Source data:
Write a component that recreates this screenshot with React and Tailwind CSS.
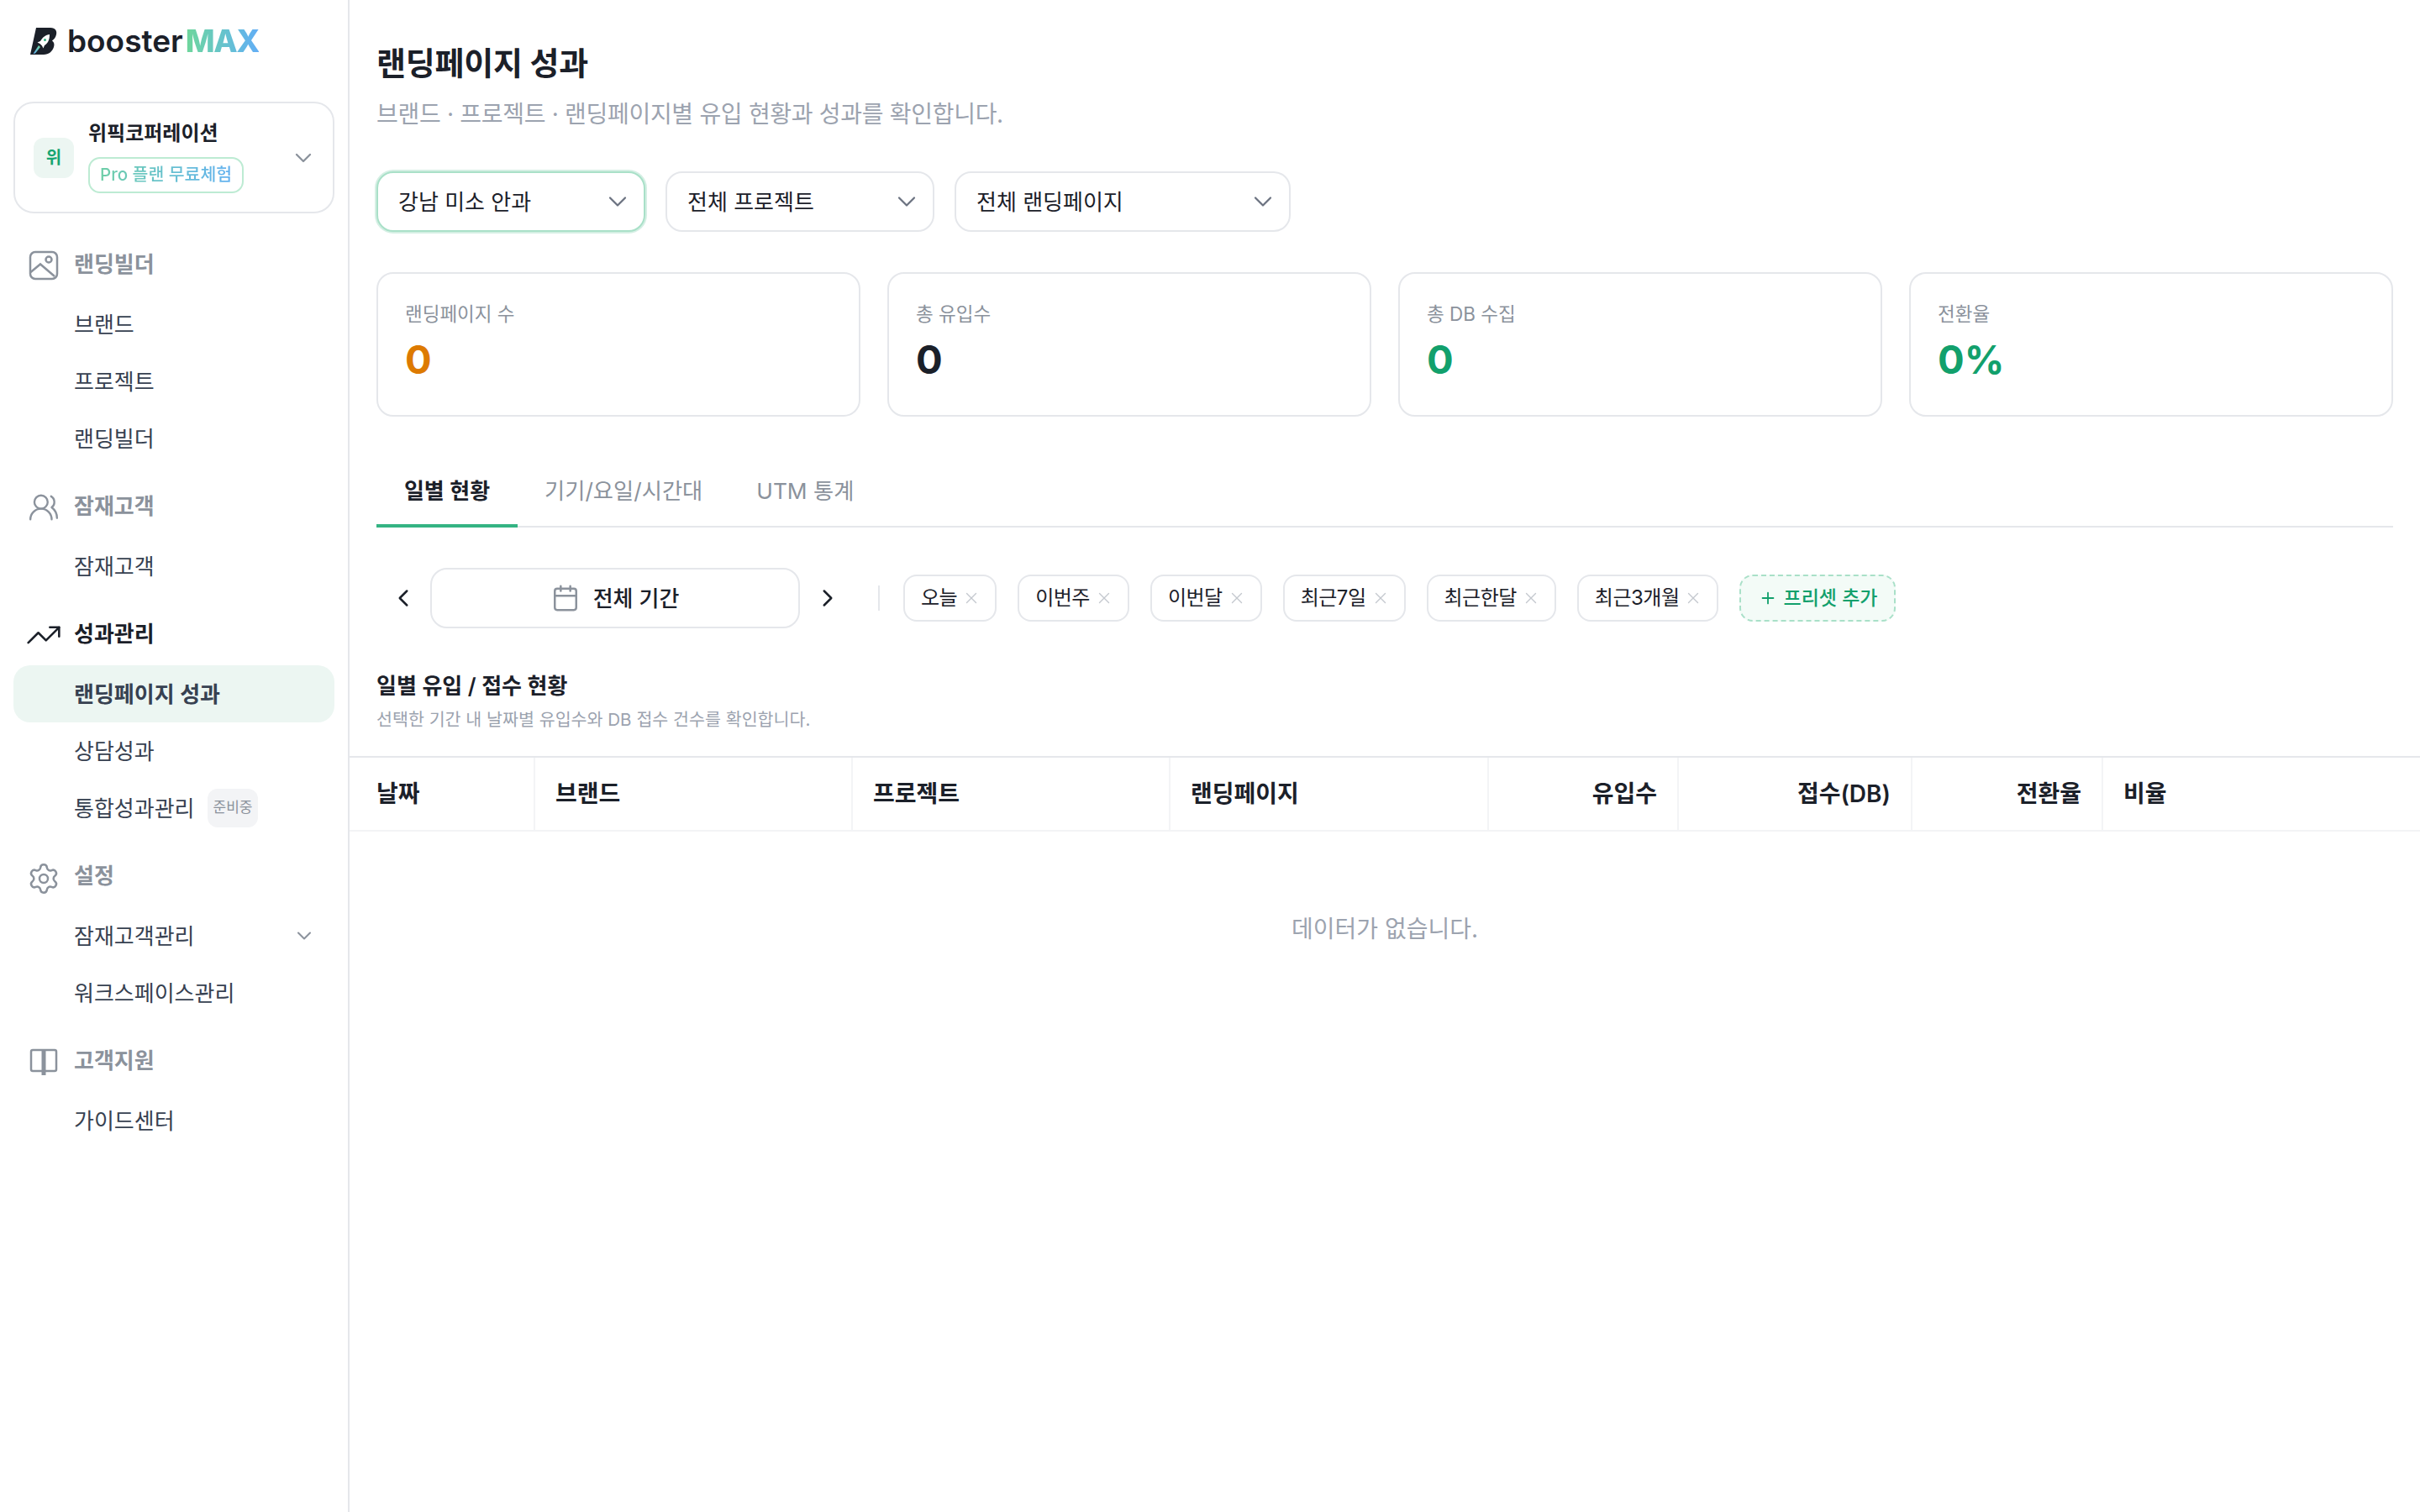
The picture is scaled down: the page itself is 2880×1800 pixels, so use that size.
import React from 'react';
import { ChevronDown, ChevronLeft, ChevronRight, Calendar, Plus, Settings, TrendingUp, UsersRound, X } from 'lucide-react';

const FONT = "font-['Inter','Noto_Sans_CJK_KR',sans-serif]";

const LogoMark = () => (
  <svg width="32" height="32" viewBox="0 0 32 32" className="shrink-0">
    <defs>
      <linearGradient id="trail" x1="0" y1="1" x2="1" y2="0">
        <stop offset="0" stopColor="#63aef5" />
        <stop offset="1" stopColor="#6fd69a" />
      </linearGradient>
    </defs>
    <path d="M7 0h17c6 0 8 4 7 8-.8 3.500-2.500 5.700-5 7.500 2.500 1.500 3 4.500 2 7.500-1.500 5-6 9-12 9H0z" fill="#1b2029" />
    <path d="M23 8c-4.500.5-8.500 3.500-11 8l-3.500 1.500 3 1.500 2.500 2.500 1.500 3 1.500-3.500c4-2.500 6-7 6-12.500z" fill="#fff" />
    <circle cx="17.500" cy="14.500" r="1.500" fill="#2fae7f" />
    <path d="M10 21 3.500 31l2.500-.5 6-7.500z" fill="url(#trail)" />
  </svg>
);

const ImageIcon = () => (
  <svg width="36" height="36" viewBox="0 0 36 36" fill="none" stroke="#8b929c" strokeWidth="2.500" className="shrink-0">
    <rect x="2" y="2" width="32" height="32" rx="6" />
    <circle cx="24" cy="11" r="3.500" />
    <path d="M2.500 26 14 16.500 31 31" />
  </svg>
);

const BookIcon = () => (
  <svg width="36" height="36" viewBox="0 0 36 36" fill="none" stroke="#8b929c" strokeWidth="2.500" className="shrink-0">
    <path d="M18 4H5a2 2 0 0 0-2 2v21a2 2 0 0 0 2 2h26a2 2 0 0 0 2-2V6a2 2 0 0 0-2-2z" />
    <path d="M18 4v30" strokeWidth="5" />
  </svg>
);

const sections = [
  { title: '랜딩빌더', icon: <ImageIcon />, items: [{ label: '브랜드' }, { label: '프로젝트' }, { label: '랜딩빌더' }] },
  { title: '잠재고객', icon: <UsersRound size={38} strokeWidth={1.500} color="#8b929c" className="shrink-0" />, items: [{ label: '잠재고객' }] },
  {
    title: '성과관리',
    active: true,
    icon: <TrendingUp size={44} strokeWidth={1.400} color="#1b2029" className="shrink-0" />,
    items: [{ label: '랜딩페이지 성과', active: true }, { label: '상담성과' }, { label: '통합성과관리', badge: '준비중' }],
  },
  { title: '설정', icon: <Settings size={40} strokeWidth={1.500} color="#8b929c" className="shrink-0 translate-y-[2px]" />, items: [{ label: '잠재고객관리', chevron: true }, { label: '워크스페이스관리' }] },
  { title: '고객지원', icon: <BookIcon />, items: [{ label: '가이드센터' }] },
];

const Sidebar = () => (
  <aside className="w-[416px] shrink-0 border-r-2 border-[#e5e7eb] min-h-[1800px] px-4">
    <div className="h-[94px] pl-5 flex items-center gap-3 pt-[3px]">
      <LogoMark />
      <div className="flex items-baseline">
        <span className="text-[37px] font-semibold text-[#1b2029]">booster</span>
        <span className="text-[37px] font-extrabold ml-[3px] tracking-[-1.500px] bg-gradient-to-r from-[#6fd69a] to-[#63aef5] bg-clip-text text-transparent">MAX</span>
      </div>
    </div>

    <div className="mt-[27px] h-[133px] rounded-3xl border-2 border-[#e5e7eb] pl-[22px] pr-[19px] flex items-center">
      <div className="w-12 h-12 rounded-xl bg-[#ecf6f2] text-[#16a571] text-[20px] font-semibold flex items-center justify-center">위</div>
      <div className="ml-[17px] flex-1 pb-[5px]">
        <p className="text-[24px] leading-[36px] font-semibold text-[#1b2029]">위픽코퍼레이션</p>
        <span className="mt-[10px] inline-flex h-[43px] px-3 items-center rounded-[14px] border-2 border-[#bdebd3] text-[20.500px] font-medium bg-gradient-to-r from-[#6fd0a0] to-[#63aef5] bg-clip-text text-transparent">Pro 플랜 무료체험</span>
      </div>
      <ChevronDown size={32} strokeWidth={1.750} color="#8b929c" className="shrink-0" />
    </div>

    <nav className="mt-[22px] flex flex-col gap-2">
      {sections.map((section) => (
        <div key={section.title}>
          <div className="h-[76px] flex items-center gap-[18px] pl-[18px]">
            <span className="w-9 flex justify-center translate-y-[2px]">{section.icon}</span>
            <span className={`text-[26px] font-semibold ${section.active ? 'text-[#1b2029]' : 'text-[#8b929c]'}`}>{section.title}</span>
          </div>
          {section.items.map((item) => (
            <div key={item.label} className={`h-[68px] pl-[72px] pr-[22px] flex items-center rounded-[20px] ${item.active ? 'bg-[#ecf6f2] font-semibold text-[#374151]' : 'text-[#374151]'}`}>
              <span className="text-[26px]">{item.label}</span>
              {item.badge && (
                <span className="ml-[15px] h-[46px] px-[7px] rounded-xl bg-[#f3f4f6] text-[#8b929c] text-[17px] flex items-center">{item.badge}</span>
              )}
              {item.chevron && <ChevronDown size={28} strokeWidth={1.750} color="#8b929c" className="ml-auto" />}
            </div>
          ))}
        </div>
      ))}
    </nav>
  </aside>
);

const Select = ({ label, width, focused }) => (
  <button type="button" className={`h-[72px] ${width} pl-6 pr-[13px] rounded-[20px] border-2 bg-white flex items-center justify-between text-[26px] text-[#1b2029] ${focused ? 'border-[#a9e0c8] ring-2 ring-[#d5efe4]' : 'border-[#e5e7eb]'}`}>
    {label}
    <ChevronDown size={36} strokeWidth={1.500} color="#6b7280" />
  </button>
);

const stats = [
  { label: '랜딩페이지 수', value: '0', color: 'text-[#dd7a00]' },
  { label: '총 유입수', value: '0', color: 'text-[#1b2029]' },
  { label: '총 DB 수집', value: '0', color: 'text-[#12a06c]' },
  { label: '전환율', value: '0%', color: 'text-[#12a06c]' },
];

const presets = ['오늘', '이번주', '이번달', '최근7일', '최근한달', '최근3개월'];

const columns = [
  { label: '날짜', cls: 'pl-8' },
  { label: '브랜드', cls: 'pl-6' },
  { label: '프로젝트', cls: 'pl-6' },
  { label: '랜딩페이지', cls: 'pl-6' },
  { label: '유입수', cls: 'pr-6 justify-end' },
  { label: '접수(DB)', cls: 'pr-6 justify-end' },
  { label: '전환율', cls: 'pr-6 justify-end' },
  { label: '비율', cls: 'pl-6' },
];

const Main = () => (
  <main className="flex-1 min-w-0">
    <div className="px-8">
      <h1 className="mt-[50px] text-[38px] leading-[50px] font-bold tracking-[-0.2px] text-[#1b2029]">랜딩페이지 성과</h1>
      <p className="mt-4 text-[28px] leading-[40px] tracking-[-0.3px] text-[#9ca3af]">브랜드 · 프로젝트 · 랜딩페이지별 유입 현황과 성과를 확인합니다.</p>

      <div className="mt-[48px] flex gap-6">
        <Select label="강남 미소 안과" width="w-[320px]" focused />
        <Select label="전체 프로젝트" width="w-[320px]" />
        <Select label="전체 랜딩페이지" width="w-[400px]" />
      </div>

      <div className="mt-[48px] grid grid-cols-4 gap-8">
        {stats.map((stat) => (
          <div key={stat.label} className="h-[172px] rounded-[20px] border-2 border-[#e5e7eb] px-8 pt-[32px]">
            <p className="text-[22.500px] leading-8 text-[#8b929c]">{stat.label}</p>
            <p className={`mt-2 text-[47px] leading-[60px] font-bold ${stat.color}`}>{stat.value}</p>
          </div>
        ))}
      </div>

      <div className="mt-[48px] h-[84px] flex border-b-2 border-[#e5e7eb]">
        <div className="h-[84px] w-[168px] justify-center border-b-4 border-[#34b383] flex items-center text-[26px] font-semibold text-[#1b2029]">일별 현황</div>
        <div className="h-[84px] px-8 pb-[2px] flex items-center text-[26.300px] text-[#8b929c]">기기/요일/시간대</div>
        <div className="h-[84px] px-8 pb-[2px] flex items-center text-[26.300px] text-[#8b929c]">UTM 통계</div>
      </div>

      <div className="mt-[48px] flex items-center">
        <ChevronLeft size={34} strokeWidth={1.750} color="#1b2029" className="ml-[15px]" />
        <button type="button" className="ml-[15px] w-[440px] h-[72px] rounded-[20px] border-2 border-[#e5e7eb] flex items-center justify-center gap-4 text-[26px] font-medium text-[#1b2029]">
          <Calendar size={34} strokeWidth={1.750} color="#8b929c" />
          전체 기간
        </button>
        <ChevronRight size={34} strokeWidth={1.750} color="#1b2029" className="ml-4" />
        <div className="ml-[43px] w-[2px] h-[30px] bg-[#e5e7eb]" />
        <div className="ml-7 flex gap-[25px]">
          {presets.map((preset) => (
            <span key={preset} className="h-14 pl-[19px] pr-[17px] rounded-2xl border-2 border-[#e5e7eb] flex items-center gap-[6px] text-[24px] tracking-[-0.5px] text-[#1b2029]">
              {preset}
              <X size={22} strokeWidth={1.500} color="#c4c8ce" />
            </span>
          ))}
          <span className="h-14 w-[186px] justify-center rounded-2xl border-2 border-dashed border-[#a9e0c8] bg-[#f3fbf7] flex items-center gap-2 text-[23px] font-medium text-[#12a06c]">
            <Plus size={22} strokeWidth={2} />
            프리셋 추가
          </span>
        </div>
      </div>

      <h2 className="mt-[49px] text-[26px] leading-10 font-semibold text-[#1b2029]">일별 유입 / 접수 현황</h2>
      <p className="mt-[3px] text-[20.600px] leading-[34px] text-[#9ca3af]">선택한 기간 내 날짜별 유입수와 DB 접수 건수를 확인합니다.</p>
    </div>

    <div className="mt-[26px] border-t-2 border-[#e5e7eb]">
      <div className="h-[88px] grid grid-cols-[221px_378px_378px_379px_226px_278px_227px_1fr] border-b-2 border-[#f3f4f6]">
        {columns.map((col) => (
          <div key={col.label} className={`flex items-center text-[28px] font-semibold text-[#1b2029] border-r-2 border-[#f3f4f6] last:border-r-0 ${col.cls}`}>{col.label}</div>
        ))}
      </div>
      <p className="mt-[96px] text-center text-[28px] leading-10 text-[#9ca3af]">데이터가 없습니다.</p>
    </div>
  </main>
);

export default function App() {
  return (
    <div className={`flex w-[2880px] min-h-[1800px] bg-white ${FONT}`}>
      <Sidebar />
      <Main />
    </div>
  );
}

Goal: Pull out and copy each line containing the string "that".

Task output:
Write a component that recreates this screenshot with React and Tailwind CSS.
The picture is scaled down: the page itself is 2880×1800 pixels, so use that size.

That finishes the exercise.